Life has been fairly good over the weekend. I am most definitely in love with Jennifer Knapp's "Undo Me" and "Hold Me Now," as I imagine poor Simba can attest despite my fairly frequent use of headphones. I hope my listening habits don't annoy him. As you might expect for a twentysomething female CCM artist, Ms. Knapp's lyrics have a type of poetry which appeals to me a great deal. Two examples from "Hold Me Now:"
O foot of Christ, would you wait if her harlotries known?
Now, one could argue that this is simply bad grammar: switching verb tenses in "would you wait" (as opposed to "would you have waited," which is what is meant) and leaving out a whole verb between "harlotries" and "known" (i.e., "were"). However, I doubt any of you had any trouble divining the meaning of this slightly laconic line. Furthermore, fudging the rules of grammar here does two things, both constructive. One, it stays tightly within the meter without sacrificing clarity of meaning. Two, it gives the speaker a very colloquial - and very emotion-choked - tone; people's grammar generally doesn't deteriorate unless they're feeling a great deal of emotion, feeling very comfortable with you, or both. Second example:
So point your fingers and laugh if you choose
To say my beloved is borrowed and used
She is strong enough to stand in my love!

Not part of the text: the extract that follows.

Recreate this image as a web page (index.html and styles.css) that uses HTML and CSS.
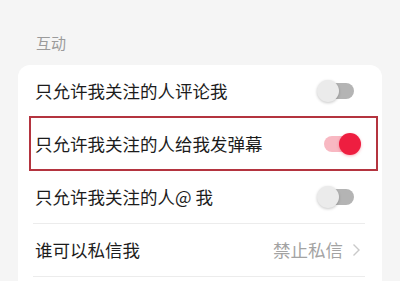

I suppose there is at least one lady reading this who is of the opinion that I don't really understand what it means to be "borrowed and used." That's as may be, but I understand it well enough for that line to give me shivers. And that is I think one thing that Christian music ought to strive to do; that is, inasmuch as nearly every Christian song out there functions as a teaching, it ought to present the teaching in a way that makes sense, and this makes sense to me (and you too, I hope) in a very visceral way. In this case what Ms. Knapp has done is both explain the very sound doctrine that Jesus loves us despite the fact that we generally don't consider him to be the most important thing in our lives (actions put the lie to what we tell ourselves!), and open up to the general understanding one of the most important Old Testament metaphors: that of the Chosen People as a slut. That's supposed to be a very strong metaphor, and I think Ms. Knapp has done the church a great service in phrasing it in a way that makes sense on the gut-reaction level that the original metaphor is supposed to make sense on.
The Family came up yesterday to see Testimony's show at Mountain View Chinese Christian Church. The show was good and the family was favorably impressed, which means a lot to me since they're the most discerning critics of performances that I know. Of course I predicted they would be, but it was pleasant to see that I was correct. I also predicted that they would have a number of telling critiques to level against us as a group, and again I was correct although their emphasis was not quite on what I had expected. I don't think this is really the place to go into that, but if you're curious you can certainly ask me, and naturally I'll be bringing up the issues they raised with core (i.e., the four members of Testimony who officially lead the group).
I had a good time on Friday learning the Congress of Vienna (a choreographed waltz) with Dr. Lear. We've worked on our cross-step waltz some, and she really does learn quite fast. We haven't gotten our pivots down, but I suspect that's something that will improve as our rotary waltz improves.
Despite this, I certainly know better waltzers, which may lead some of you to question why I asked her to the Ball when there were certainly other prospects available. Which will have to serve as a segue into a short digression about why I waltz at all. I talked with Shanah Van about this a month back or so (aha! How many of you caught that Shanah is the same girl as someone else in this blog, whose official title is a bit cumbersome for everyday speech?), and I ran into a conclusion at once interesting and mundane: the follow's subjective experience of the waltz is subtly but significantly different than that of the lead. This is something the Dance Master has pointed out to us on innumerable occasions - namely, that the lady is much more in tune with the music and simply dancing than the man - but it is curious to discover it for myself.
For my own part, waltzing is fundamentally about the girl in my arms. I hope that doesn't sound sketchy; it's really the soul of gentility. I am afraid that I may lack the words to describe what I mean in my wonted level of precision, but I will try. What I mean is that the point of waltzing - the thing that makes it worth my time - is giving my partner the best waltz I know how to give. I have, as you may or may not know by now, rather old-fashioned ideas about the relationship between men and women, and this means that I believe it is my solemn masculine duty to be as gracious, gentle, and genteel as possible - in short, to "show a girl a good time." If a girl will let me focus on her - not how she dances, not how I dance, but just on the fact that she is honoring me by consenting to be held in my arms as we spin about the floor and is for those few minutes the queen of my universe - then we have the core of the waltz. If you haven't waltzed before, by the way, not all girls will give you that consent - they might be in your arms but they refuse to let you adore them by means of the smile on your face and the way you sweep them by and let them dance. Few girls seem to understand how much that means - perhaps because their own experience of the waltz is apparently quite different from what I have described. And I admit that letting a guy adore you is usually a dangerous thing. That is what I love so much about the waltz: it is a societally sanctioned, safe time in which you can do that. And that, ladies and gentlemen, is why I waltz.